Durante il procedimento di vendita nell’ambito dell’esecuzione immobiliare, è frequente che l’immobile pignorato subisca un progressivo ribasso del prezzo.
Ciò favorisce senza dubbio i potenziali acquirenti, i quali possono formulare offerte di acquisto dell’immobile ad un prezzo ben al di sotto di quello di mercato, ma risulta particolarmente sfavorevole sia per il creditore pignoratizio che per il debitore esecutato.
Ed invero, mentre il primo, a causa dei continui ribassi, corre il rischio di vedere aumentare i costi processuali e di veder parzialmente soddisfatto il proprio credito, il secondo, rischia di “perdere” l’immobile di sua proprietà ad un prezzo così basso da risultare assolutamente inidoneo a soddisfare le pretese dei suoi creditori.
In questi casi la prosecuzione della procedura può risultare antieconomica.

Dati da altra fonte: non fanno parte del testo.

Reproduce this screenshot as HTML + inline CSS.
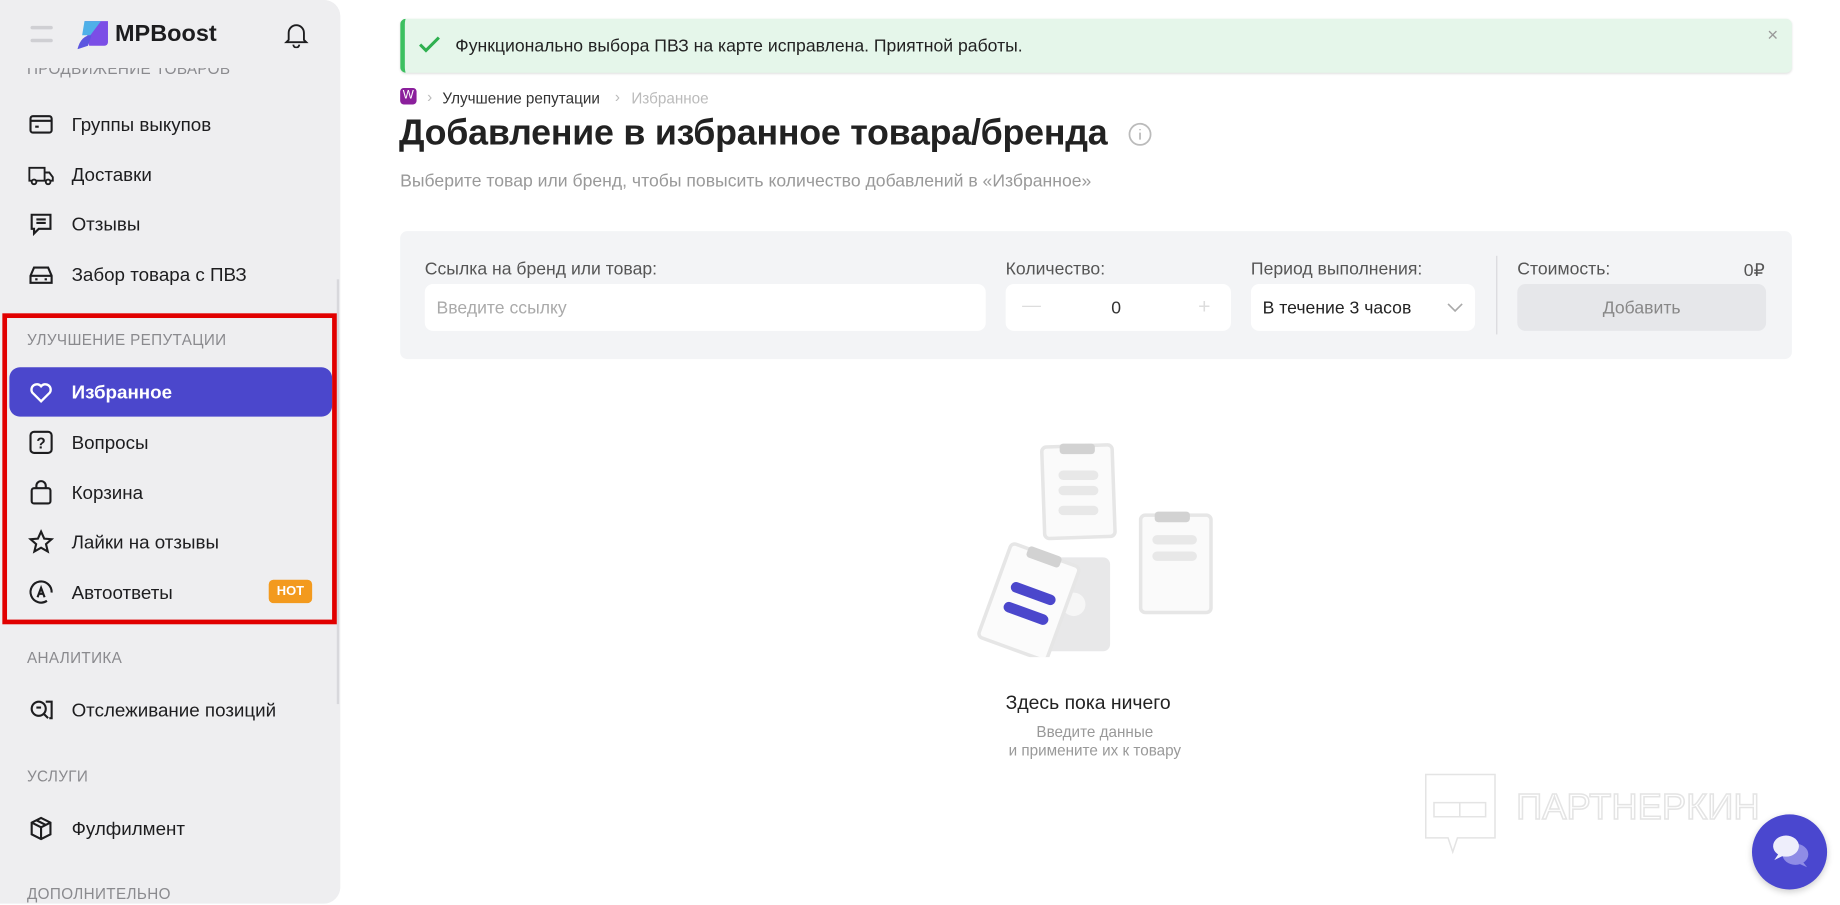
<!DOCTYPE html>
<html><head><meta charset="utf-8"><style>
*{box-sizing:border-box;margin:0;padding:0}
html,body{width:1840px;height:905px;overflow:hidden;background:#fff;font-family:"Liberation Sans","Noto Sans CJK SC",sans-serif;color:#1d1d1f}
#w{position:absolute;left:0;top:0;width:1568px;height:771px;transform:scale(1.17347);transform-origin:0 0}
.a{position:absolute;white-space:nowrap}
.side{position:absolute;left:0;top:0;width:290px;height:770px;background:#eeeef0;border-radius:0 14px 14px 0;overflow:hidden}
.sec{position:absolute;left:23px;font-size:13px;color:#8a8a8e;letter-spacing:.3px}
.it{position:absolute;left:61px;font-size:16px;color:#1d1d1f;transform:translateY(-42%)}
.ic{position:absolute;left:24px;width:22px;height:22px;transform:translateY(-50%)}
.lbl{position:absolute;font-size:15px;color:#555;top:221px}
.inp{position:absolute;top:242px;height:40px;background:#fff;border-radius:7px}
</style></head><body><div id="w">
<div class="side">
 <div class="sec" style="top:51px">ПРОДВИЖЕНИЕ ТОВАРОВ</div>
 <div class="a" style="left:0;top:0;width:290px;height:58px;background:#eeeef0"></div>
 <div class="a" style="left:26px;top:22px;width:19px;height:3px;background:#cfcfd3;border-radius:2px"></div>
 <div class="a" style="left:26px;top:33px;width:19px;height:3px;background:#cfcfd3;border-radius:2px"></div>
 <svg class="a" style="left:66px;top:16px" width="27" height="26" viewBox="0 0 27 26"><path d="M6 2h20v18a3 3 0 0 1-3 3H10z" fill="#7b4ee6"/><path d="M6 2h14L11 14H4z" fill="#4fb0e8"/><path d="M0 26c2-8 6-12 12-12l-3 9z" fill="#5c56e0"/></svg>
 <div class="a" style="left:98px;top:18px;font-size:20px;font-weight:bold">MPBoost</div>
 <svg class="a" style="left:242px;top:19px" width="21" height="22" viewBox="0 0 21 22" fill="none" stroke="#1d1d1f" stroke-width="1.6"><path d="M4 15V9a6.5 6.5 0 0 1 13 0v6l2 2H2z"/><path d="M8 19a2.5 2.5 0 0 0 5 0"/></svg>
 <svg class="ic" style="top:106px" viewBox="0 0 22 22" fill="none" stroke="#1d1d1f" stroke-width="1.8"><rect x="2" y="4" width="18" height="14" rx="2"/><path d="M2 8h18M6 13h3"/></svg><div class="it" style="top:106px">Группы выкупов</div>
 <svg class="ic" style="top:149px" viewBox="0 0 22 22" fill="none" stroke="#1d1d1f" stroke-width="1.6"><path d="M1 5h13v11H1zM14 9h4l3 4v3h-7"/><circle cx="5" cy="17" r="2" fill="#eee"/><circle cx="17" cy="17" r="2" fill="#eee"/></svg><div class="it" style="top:149px">Доставки</div>
 <svg class="ic" style="top:191px" viewBox="0 0 22 22" fill="none" stroke="#1d1d1f" stroke-width="1.8"><path d="M3 3h16v12H9l-4 4v-4H3z"/><path d="M7 7h8M7 10h8"/></svg><div class="it" style="top:191px">Отзывы</div>
 <svg class="ic" style="top:234px" viewBox="0 0 22 22" fill="none" stroke="#1d1d1f" stroke-width="1.8"><path d="M2 12l3-7h12l3 7v6H2z"/><path d="M2 12h18M6 15h2M14 15h2"/></svg><div class="it" style="top:234px">Забор товара с ПВЗ</div>
 <div class="a" style="left:287px;top:238px;width:2px;height:362px;background:#d8d8dc"></div>
 <div class="a" style="left:2px;top:267px;width:285px;height:265px;border:4px solid #e10000"></div>
 <div class="sec" style="top:282px">УЛУЧШЕНИЕ РЕПУТАЦИИ</div>
 <div class="a" style="left:8px;top:313px;width:275px;height:42px;background:#4b47cc;border-radius:9px"></div>
 <svg class="ic" style="top:334px" viewBox="0 0 22 22" fill="none" stroke="#fff" stroke-width="2"><path d="M11 19l-7.5-7.5a4.6 4.6 0 0 1 7.5-5.3 4.6 4.6 0 0 1 7.5 5.3z"/></svg><div class="it" style="top:334px;color:#fff;font-weight:bold">Избранное</div>
 <svg class="ic" style="top:377px" viewBox="0 0 22 22" fill="none" stroke="#1d1d1f" stroke-width="1.8"><rect x="2" y="2" width="18" height="18" rx="3"/><text x="11" y="16" font-size="13" font-weight="bold" text-anchor="middle" fill="#1d1d1f" stroke="none" font-family="Liberation Sans">?</text></svg><div class="it" style="top:377px">Вопросы</div>
 <svg class="ic" style="top:420px" viewBox="0 0 22 22" fill="none" stroke="#1d1d1f" stroke-width="1.8"><rect x="3" y="7" width="16" height="13" rx="2"/><path d="M7 7V5a4 4 0 0 1 8 0v2"/></svg><div class="it" style="top:420px">Корзина</div>
 <svg class="ic" style="top:462px" viewBox="0 0 22 22" fill="none" stroke="#1d1d1f" stroke-width="1.8"><path d="M11 2l2.7 6 6.3.5-4.8 4.2 1.5 6.3L11 15.7 5.3 19l1.5-6.3L2 8.5 8.3 8z"/></svg><div class="it" style="top:462px">Лайки на отзывы</div>
 <svg class="ic" style="top:505px" viewBox="0 0 22 22" fill="none" stroke="#1d1d1f" stroke-width="1.8"><path d="M16 18A9 9 0 1 1 20 11"/><path d="M8 15l3-8 3 8M9 12h4"/></svg><div class="it" style="top:505px">Автоответы</div>
 <div class="a" style="left:229px;top:494px;width:37px;height:20px;background:#f39a1e;border-radius:4px;color:#fff;font-size:11px;font-weight:bold;text-align:center;line-height:20px">HOT</div>
 <div class="sec" style="top:553px">АНАЛИТИКА</div>
 <svg class="ic" style="top:605px" viewBox="0 0 22 22" fill="none" stroke="#1d1d1f" stroke-width="1.8"><circle cx="9" cy="10" r="6"/><path d="M13 14l4 4M7 9h4M15 4h5v14h-2"/></svg><div class="it" style="top:605px">Отслеживание позиций</div>
 <div class="sec" style="top:654px">УСЛУГИ</div>
 <svg class="ic" style="top:706px" viewBox="0 0 22 22" fill="none" stroke="#1d1d1f" stroke-width="1.8"><path d="M11 2l8 4v10l-8 4-8-4V6zM3 6l8 4 8-4M11 10v10M7 4l8 4"/></svg><div class="it" style="top:706px">Фулфилмент</div>
 <div class="sec" style="top:754px">ДОПОЛНИТЕЛЬНО</div>
</div>

<div class="a" style="left:341px;top:16px;width:1186px;height:46px;background:#e5f6ea;border-left:4px solid #3cc060;border-radius:5px;box-shadow:0 1px 2px rgba(0,0,0,.12)"></div>
<svg class="a" style="left:357px;top:30px" width="18" height="16" viewBox="0 0 18 16" fill="none" stroke="#2fb050" stroke-width="2.6"><path d="M1 8l5 5L17 2"/></svg>
<div class="a" style="left:388px;top:31px;font-size:15px;color:#222">Функционально выбора ПВЗ на карте исправлена. Приятной работы.</div>
<div class="a" style="left:1506px;top:22px;font-size:16px;color:#999">×</div>

<div class="a" style="left:341px;top:75px;width:14px;height:14px;background:#8b1f9c;border-radius:3px;color:#fff;font-size:10px;text-align:center;line-height:14px">W</div>
<div class="a" style="left:364px;top:75px;font-size:13px;color:#bbb">›</div>
<div class="a" style="left:377px;top:76px;font-size:13px;color:#333">Улучшение репутации</div>
<div class="a" style="left:524px;top:75px;font-size:13px;color:#bbb">›</div>
<div class="a" style="left:538px;top:76px;font-size:13px;color:#bbb">Избранное</div>
<div class="a" style="left:340px;top:96px;font-size:30.5px;font-weight:bold;color:#222;letter-spacing:-.2px">Добавление в избранное товара/бренда</div>
<svg class="a" style="left:961px;top:104px" width="21" height="21" viewBox="0 0 21 21" fill="none" stroke="#bbb" stroke-width="1.5"><circle cx="10.5" cy="10.5" r="9"/><path d="M10.5 9v6M10.5 6v1"/></svg>
<div class="a" style="left:341px;top:146px;font-size:15px;color:#999">Выберите товар или бренд, чтобы повысить количество добавлений в «Избранное»</div>

<div class="a" style="left:341px;top:197px;width:1186px;height:109px;background:#f3f4f6;border-radius:6px"></div>
<div class="lbl" style="left:362px">Ссылка на бренд или товар:</div>
<div class="lbl" style="left:857px">Количество:</div>
<div class="lbl" style="left:1066px">Период выполнения:</div>
<div class="lbl" style="left:1293px">Стоимость:</div>
<div class="lbl" style="left:1486px">0₽</div>
<div class="inp" style="left:362px;width:478px"><span class="a" style="left:10px;top:12px;font-size:15px;color:#aaa">Введите ссылку</span></div>
<div class="inp" style="left:857px;width:192px"><span class="a" style="left:14px;top:10px;font-size:16px;color:#ddd">—</span><span class="a" style="left:90px;top:12px;font-size:15px;color:#333">0</span><span class="a" style="left:164px;top:9px;font-size:18px;color:#ddd">+</span></div>
<div class="inp" style="left:1066px;width:191px"><span class="a" style="left:10px;top:12px;font-size:15px;color:#222">В течение 3 часов</span><svg class="a" style="left:167px;top:16px" width="14" height="9" viewBox="0 0 14 9" fill="none" stroke="#aaa" stroke-width="1.4"><path d="M1 1l6 6 6-6"/></svg></div>
<div class="a" style="left:1275px;top:218px;width:1px;height:67px;background:#d8d8dc"></div>
<div class="a" style="left:1293px;top:242px;width:212px;height:40px;background:#e6e7ea;border-radius:7px;text-align:center;line-height:42px;font-size:15px;color:#888">Добавить</div>

<svg class="a" style="left:830px;top:375px" width="210" height="185" viewBox="0 0 210 185">
 <rect x="59" y="5" width="60" height="78" rx="4" fill="#fafafa" stroke="#e6e6e6" stroke-width="3" transform="rotate(-2 89 44)"/>
 <rect x="73" y="3" width="30" height="9" rx="3" fill="#d2d2d2"/>
 <rect x="72" y="26" width="34" height="8" rx="4" fill="#e8e8e8"/><rect x="72" y="39" width="34" height="8" rx="4" fill="#e8e8e8"/><rect x="72" y="56" width="34" height="8" rx="4" fill="#e8e8e8"/>
 <rect x="142" y="64" width="60" height="83" rx="4" fill="#fafafa" stroke="#e6e6e6" stroke-width="3"/>
 <rect x="154" y="61" width="30" height="9" rx="3" fill="#d2d2d2"/>
 <rect x="152" y="81" width="38" height="8" rx="4" fill="#e8e8e8"/><rect x="152" y="95" width="38" height="8" rx="4" fill="#e8e8e8"/>
 <rect x="50" y="100" width="66" height="80" rx="6" fill="#e8e8e9"/>
 <circle cx="85" cy="140" r="10" fill="#f6f6f6"/>
 <g transform="rotate(20 45 140)"><rect x="15" y="95" width="62" height="85" rx="4" fill="#fbfbfb" stroke="#e6e6e6" stroke-width="3"/><rect x="30" y="92" width="30" height="10" rx="3" fill="#d2d2d2"/>
 <rect x="27" y="125" width="40" height="9" rx="4.5" fill="#4b47cc"/><rect x="27" y="143" width="40" height="9" rx="4.5" fill="#4b47cc"/></g>
</svg>
<div class="a" style="left:857px;top:590px;font-size:16.5px;color:#222">Здесь пока ничего</div>
<div class="a" style="left:853px;top:616px;width:160px;text-align:center;font-size:13px;color:#999;line-height:16px">Введите данные<br>и применит﻿е их к товару</div>

<svg class="a" style="left:1214px;top:658px" width="314" height="70" viewBox="0 0 314 70" fill="none" stroke="#e4e4e4" stroke-width="1.3"><path d="M1 2h59v54H28l-4 12-4-12H1z"/><path d="M8 26h44v12H8zM30 26v12"/><text x="78" y="40" font-size="31" font-family="Liberation Sans" fill="#fff" stroke="#e4e4e4">ПАРТНЕРКИН</text></svg>
<div class="a" style="left:1493px;top:694px;width:64px;height:64px;border-radius:50%;background:#4a47cf;box-shadow:0 2px 6px rgba(0,0,0,.2)"></div>
<svg class="a" style="left:1508px;top:708px" width="36" height="34" viewBox="0 0 36 34"><ellipse cx="22" cy="20" rx="11" ry="9" fill="#8f8ce6"/><path d="M28 26l4 5-7-3z" fill="#8f8ce6"/><ellipse cx="14" cy="13" rx="11" ry="9" fill="#eeeefb"/><path d="M8 19l-4 6 8-4z" fill="#eeeefb"/></svg>
</div></body></html>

Prima della riforma del 2014, in mancanza di una disciplina normativa specifica, la giurisprudenza di merito aveva fatto ricorso alla cosiddetta “estinzione atipica”, nei casi in cui il processo esecutivo non potesse raggiungere il proprio scopo “tipico”, individuato nel conseguimento di un effettivo realizzo e nel soddisfacimento, quantomeno parziale, del credito azionato; tuttavia, la Suprema Corte con la sentenza n. 27148/2006 aveva espressamente censurato tale prassi in quanto contrastante con il principio della tassatività delle ipotesi di estinzione del processo esecutivo (c.d. ipotesi tipiche).
Con il decreto legge n. 132 del 2014 si è provveduto a colmare tale vuoto legislativo, con l’introduzione dell’art.164-bis delle disposizioni di attuazione del codice di procedura civile, rubricato, appunto, “Infruttuosità dell’espropriazione forzata”, a mente del quale “quando risulta che non è più possibile conseguire un ragionevole soddisfacimento delle pretese dei creditori, anche tenuto conto dei costi necessari per la prosecuzione della procedura, delle probabilità di liquidazione del bene e del presumibile valore di realizzo, è disposta la chiusura anticipata del processo esecutivo”.
Tale norma ha introdotto di fatto una fattispecie tipica di chiusura anticipata dell’esecuzione forzata per impossibilità della stessa di raggiungimento del suo scopo, che si concretizza nel ragionevole soddisfacimento delle pretese creditorie, anche se parziale purché significativo.
È bene evidenziare che, in ogni caso, tale fattispecie costituisce un caso limite, applicabile non in tutte le ipotesi di notevole riduzione del prezzo di vendita, ma unicamente laddove il valore del bene sia così irrisorio da non coprire, ragionevolmente, neppure i costi necessari per la vendita.
Come sottolineato da attenta giurisprudenza, però, il legislatore non intende tanto tutelare l’interesse del debitore a non vedere svenduto il proprio bene, bensì sembra semplicemente voler vigilare sul buon andamento della giustizia, evitando che proseguano inutilmente procedure esecutive inidonee a consentire il soddisfacimento degli interessi dei creditori, con inutile dispendio di risorse.
Non vi sono criteri predeterminati al fine di stabilire quando la procedura possa dirsi “infruttuosa”, ma la norma indica espressamente due parametri da valutare:
in primo luogo, la circostanza che, pure a seguito di molteplici esperimenti di vendita, il bene non abbia suscitato interesse nel mercato, e ciò nonostante la pubblicità attuata ed il fatto che sia stato posto in vendita ad un prezzo estremamente esiguo in valori assoluti; in secondo luogo, la considerazione che la prosecuzione dei tentativi di vendita non consentirebbe un soddisfacimento “ragionevole” delle pretese dei creditori.
FOCUS
Nel motivare la decisione della chiusura anticipata ai sensi dell’art. 164-bis delle disposizioni di attuazione al codice di procedura civile, il giudice dell’esecuzione deve tener conto di quanto previsto dall’art. 591 del codice di procedura civile e pertanto valutare le eventuali soluzioni alternative all’estinzione. Tra queste: il ricorso all’amministrazione giudiziaria, la fissazione di nuove condizioni di vendita o forme di pubblicità. Deve inoltre considerare, caso per caso, la vetustà della procedura, i plurimi tentativi di vendita esperiti e l’irrisorietà del prezzo ribassato tale da non garantire neppure il recupero delle spese di procedura.